Challenge. Locate every line below that contains the word "index" and copy it.

Stored data.
|---|
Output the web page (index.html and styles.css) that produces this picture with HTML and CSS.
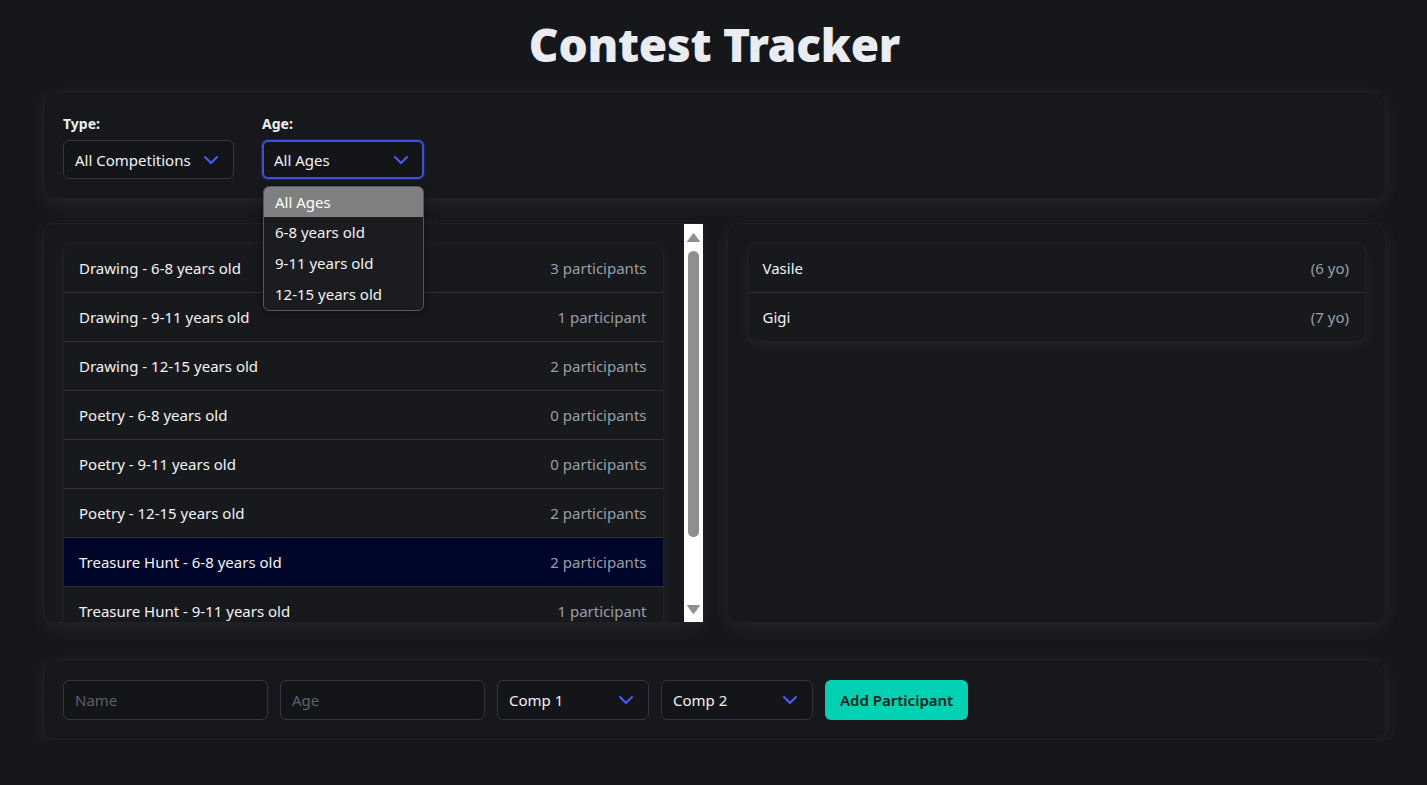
FILE: index.html
```html
<!DOCTYPE html>
<html lang="en">
<head>
<meta charset="utf-8">
<title>Contest Tracker</title>
<link rel="stylesheet" href="styles.css">
</head>
<body>
<div class="app">
  <h1 class="title">Contest Tracker</h1>

  <section class="card filters">
    <div class="field">
      <label class="label">Type:</label>
      <div class="select select-type">
        <span>All Competitions</span>
        <svg class="chev" width="16" height="10" viewBox="0 0 16 10"><path d="M2 2l6 6 6-6" fill="none" stroke="#4b5cff" stroke-width="2" stroke-linecap="round" stroke-linejoin="round"/></svg>
      </div>
    </div>
    <div class="field field-age">
      <label class="label">Age:</label>
      <div class="select select-age focused">
        <span>All Ages</span>
        <svg class="chev" width="16" height="10" viewBox="0 0 16 10"><path d="M2 2l6 6 6-6" fill="none" stroke="#4b5cff" stroke-width="2" stroke-linecap="round" stroke-linejoin="round"/></svg>
      </div>
      <ul class="dropdown">
        <li class="opt active">All Ages</li>
        <li class="opt">6-8 years old</li>
        <li class="opt">9-11 years old</li>
        <li class="opt">12-15 years old</li>
      </ul>
    </div>
  </section>

  <div class="main">
    <section class="card panel-scroll">
      <div class="viewport">
        <ul class="list">
          <li class="row"><span>Drawing - 6-8 years old</span><span class="muted">3 participants</span></li>
          <li class="row"><span>Drawing - 9-11 years old</span><span class="muted">1 participant</span></li>
          <li class="row"><span>Drawing - 12-15 years old</span><span class="muted">2 participants</span></li>
          <li class="row"><span>Poetry - 6-8 years old</span><span class="muted">0 participants</span></li>
          <li class="row"><span>Poetry - 9-11 years old</span><span class="muted">0 participants</span></li>
          <li class="row"><span>Poetry - 12-15 years old</span><span class="muted">2 participants</span></li>
          <li class="row selected"><span>Treasure Hunt - 6-8 years old</span><span class="muted">2 participants</span></li>
          <li class="row"><span>Treasure Hunt - 9-11 years old</span><span class="muted">1 participant</span></li>
        </ul>
      </div>
      <div class="scrollbar">
        <svg class="sb-arrow" width="19" height="19" viewBox="0 0 19 19"><path d="M9.5 10.5 L15.5 18.5 H3.5 Z" fill="#8f8f8f" stroke="#8f8f8f" stroke-width="1" stroke-linejoin="round"/></svg>
        <div class="sb-track"><div class="sb-thumb"></div></div>
        <svg class="sb-arrow" width="19" height="19" viewBox="0 0 19 19"><path d="M3.5 1.5 H15.5 L9.5 9.5 Z" fill="#8f8f8f" stroke="#8f8f8f" stroke-width="1" stroke-linejoin="round"/></svg>
      </div>
    </section>
    <section class="card panel">
      <ul class="list">
        <li class="row"><span>Vasile</span><span class="muted">(6 yo)</span></li>
        <li class="row"><span>Gigi</span><span class="muted">(7 yo)</span></li>
      </ul>
    </section>
  </div>

  <section class="card form">
    <input class="input" type="text" placeholder="Name">
    <input class="input" type="text" placeholder="Age">
    <div class="select select-comp">
      <span>Comp 1</span>
      <svg class="chev" width="16" height="10" viewBox="0 0 16 10"><path d="M2 2l6 6 6-6" fill="none" stroke="#4b5cff" stroke-width="2" stroke-linecap="round" stroke-linejoin="round"/></svg>
    </div>
    <div class="select select-comp">
      <span>Comp 2</span>
      <svg class="chev" width="16" height="10" viewBox="0 0 16 10"><path d="M2 2l6 6 6-6" fill="none" stroke="#4b5cff" stroke-width="2" stroke-linecap="round" stroke-linejoin="round"/></svg>
    </div>
    <button class="btn" type="button">Add Participant</button>
  </section>
</div>
</body>
</html>
```
FILE: styles.css
```css
* { box-sizing: border-box; }

html, body {
  margin: 0;
  padding: 0;
  background: #16171b;
  color: #eceef2;
  font-family: "Noto Sans", "Open Sans", sans-serif;
  font-size: 15px;
}

.app {
  padding: 0 41px 0 43px;
}

.title {
  margin: 14px 0 17px;
  text-align: center;
  font-size: 46px;
  line-height: 60px;
  font-weight: 900;
  color: #eaecf1;
  letter-spacing: -0.3px;
}

.card {
  background: #17181c;
  border: 1px solid #1f2025;
  border-radius: 12px;
  box-shadow: 0 5px 20px rgba(255, 255, 255, 0.06);
}

.filters {
  display: flex;
  gap: 28px;
  padding: 22px 19px 19px 19px;
  height: 108px;
}

.field {
  display: flex;
  flex-direction: column;
  gap: 6px;
}

.field-age {
  position: relative;
}

.label {
  font-size: 14px;
  font-weight: 700;
  line-height: 20px;
  color: #eceef2;
}

.select {
  display: flex;
  align-items: center;
  justify-content: space-between;
  height: 40px;
  padding: 0 14px 0 11px;
  border: 1px solid #34363d;
  border-radius: 6px;
  background: #141519;
  color: #f1f2f5;
  font-size: 15px;
}

.select-type { width: 171px; }
.select-age { width: 162px; }

.focused {
  border: 2px solid #3c4fe0;
  padding: 0 13px 0 10px;
  box-shadow: 0 0 0 1px rgba(60, 79, 224, 0.25);
}

.chev { display: block; flex: none; }

.dropdown {
  position: absolute;
  z-index: 5;
  top: 72px;
  left: 1px;
  width: 161px;
  margin: 0;
  padding: 0;
  list-style: none;
  background: #1b1c20;
  border: 1px solid #55575d;
  border-radius: 6px;
  overflow: hidden;
  box-shadow: 0 2px 8px rgba(0, 0, 0, 0.4);
}

.opt {
  height: 31px;
  line-height: 31px;
  padding: 0 11px;
  font-size: 15px;
  color: #f1f2f5;
}

.opt.active {
  background: #808080;
  color: #ffffff;
  height: 30px;
  line-height: 30px;
}

.main {
  display: grid;
  grid-template-columns: 1fr 1fr;
  gap: 24px;
  margin-top: 24px;
}

.panel {
  height: 400px;
  padding: 19px;
}

.panel-scroll {
  display: flex;
  height: 400px;
  overflow: hidden;
  border-right: none;
  border-radius: 12px 0 0 12px;
}

.viewport {
  flex: 1;
  min-width: 0;
  overflow: hidden;
  padding: 19px 20px 0 19px;
}

.scrollbar {
  flex: none;
  width: 19px;
  display: flex;
  flex-direction: column;
  background: #ffffff;
  margin-top: -1px;
  margin-bottom: -1px;
}

.sb-arrow { display: block; flex: none; }

.sb-track {
  flex: 1;
  padding: 9px 4px 0 4px;
}

.sb-thumb {
  height: 286px;
  background: #8f8f8f;
  border-radius: 6px;
}

.list {
  margin: 0;
  padding: 0;
  list-style: none;
  background: #18191d;
  border: 1px solid #1f2126;
  border-radius: 10px;
  overflow: hidden;
  box-shadow: 0 4px 16px rgba(255, 255, 255, 0.05);
}

.row {
  display: flex;
  align-items: center;
  justify-content: space-between;
  height: 49px;
  padding: 0 16px 0 15px;
  border-top: 1px solid #2e3037;
  font-size: 15px;
  color: #f2f3f6;
}

.row:first-child { border-top: none; height: 48px; }

.row.selected { background: #00052a; }

.muted { color: #9a9ea8; }

.form {
  display: flex;
  align-items: center;
  gap: 12px;
  margin-top: 36px;
  padding: 19px;
  height: 81px;
}

.input {
  width: 205px;
  height: 40px;
  padding: 0 11px;
  border: 1px solid #34363d;
  border-radius: 6px;
  background: #141519;
  color: #f1f2f5;
  font-family: inherit;
  font-size: 15px;
  outline: none;
}

.input::placeholder { color: #5d6068; }

.select-comp { width: 152px; padding-left: 11px; }

.btn {
  height: 40px;
  padding: 0 15px;
  border: none;
  border-radius: 6px;
  background: #00d1b2;
  color: #10221f;
  font-family: inherit;
  font-size: 15px;
  font-weight: 600;
}
```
|---|
Exercise result.
Output the web page (index.html and styles.css) that produces this picture with HTML and CSS.
FILE: index.html
  z-index: 5;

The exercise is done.